On the side of the Korean War Memorial D.C., the circle that is being intersected by a triangle is actually a pool. In the south of the Korean Memorial vicinity, multiple bushes of the Rose of Sharon hibiscus plant are present, which is South Korea’s national flower.

It is situated at the front of the formation of troops, a reflecting pool which represents calmness and serenity. Along the side of the pool are inscriptions listing the numbers killed, wounded, missing in action and held as prisoners of war for both the United Nations and the United States. At the wedge formation the following is inscribed:


“Our nation honors her sons and daughters who answered the call to defend a country they never knew and a people they never met.”

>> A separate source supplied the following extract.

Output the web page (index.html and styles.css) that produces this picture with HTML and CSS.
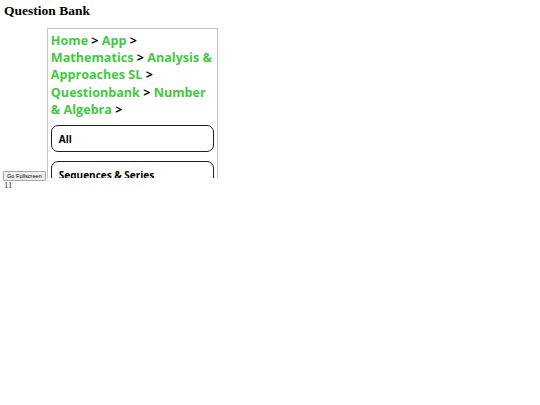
FILE: index.html
```html
<!DOCTYPE html>
<html>
<head>
<meta charset="utf-8">
<title>Question Bank</title>
<link rel="stylesheet" href="styles.css">
</head>
<body>
<h2 class="title">Question Bank</h2>
<div class="row"><button class="fs-btn">Go Fullscreen</button><div class="frame"><div class="crumbs"><a class="crumb">Home</a> <span class="sep">&gt;</span> <a class="crumb">App</a> <span class="sep">&gt;</span> <a class="crumb">Mathematics</a> <span class="sep">&gt;</span> <a class="crumb">Analysis &amp; Approaches SL</a> <span class="sep">&gt;</span> <a class="crumb">Questionbank</a> <span class="sep">&gt;</span> <a class="crumb">Number &amp; Algebra</a> <span class="sep">&gt;</span></div><div class="cards"><div class="card">All</div><div class="card">Sequences &amp; Series</div><div class="card">Exponents &amp; Logarithms</div></div></div></div>
<div class="count">11</div>
</body>
</html>
```
FILE: styles.css
```css
html, body {
  background: #ffffff;
}
body {
  margin: 0;
  padding: 3px 3px;
  font-family: "Liberation Serif", serif;
  color: #000;
}
.title {
  margin: 0 0 10px 1px;
  font-size: 13.5px;
  font-weight: bold;
  line-height: 15px;
}
.row {
  font-size: 9px;
  line-height: 10px;
}
.fs-btn {
  font-family: "Liberation Sans", Arial, sans-serif;
  font-size: 5.6px;
  line-height: 6px;
  padding: 1px 3px;
  margin: 0 1px 0 0;
  background: #efefef;
  border: 1px solid #a8a8a8;
  border-radius: 1px;
  color: #000;
  vertical-align: baseline;
}
.frame {
  display: inline-block;
  vertical-align: baseline;
  box-sizing: border-box;
  width: 171px;
  height: 150px;
  border: 1px solid #c4c4c4;
  border-bottom: none;
  overflow: hidden;
  padding: 3px 3px 0 3px;
  font-family: "Open Sans", sans-serif;
  font-weight: 700;
  background: #fff;
}
.crumbs {
  font-size: 12.6px;
  line-height: 17.2px;
  color: #000;
}
.crumb {
  color: #3fca3f;
}
.sep {
  color: #000;
}
.cards {
  display: flex;
  flex-direction: column;
  gap: 9px;
  margin-top: 7px;
}
.card {
  box-sizing: border-box;
  height: 27px;
  flex: none;
  border: 1px solid #1e1e1e;
  border-radius: 7px;
  padding: 0 7px;
  display: flex;
  align-items: center;
  font-size: 10px;
  color: #000;
}
.count {
  font-size: 8.5px;
  line-height: 9px;
  padding-left: 1px;
  color: #222;
}
```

A further granite wall contains the message “Freedom Is Not Free”.

United Nations Wall:

The visitors miss a low-lying wall on the left side of the path, as everyone’s eyes are naturally pulled to the group of statues. The wall lists in alphabetical order the names of 22 United Nations Member States, including U.S.A. that contributed to the allied offensive, including troops, medical supplies, material, etc.

It was known at the time as the Korean conflict, it was the first military action for the relatively new organization and a test of its resolve. 

It is to be noted that there is no official treaty ending the war, the U.S. did not declare war on North Korea, which is the reason why since 1953, an uneasy truce has been in effect. 


Illustration of the Korean Memorial:

Korean Memorial Services gives a tribute to majorly of the troops who were stationed in the Korean battlefields. There is a developed fund that takes care of the Korean War Memorial. The memorial is a perfect illustration for tourists and visitors about the destruction and the aftermath of a war. It contains figures of the death tolls, statues as well as wall engravings that are heartwarming and heart wrenching. The memorial supports complete peace.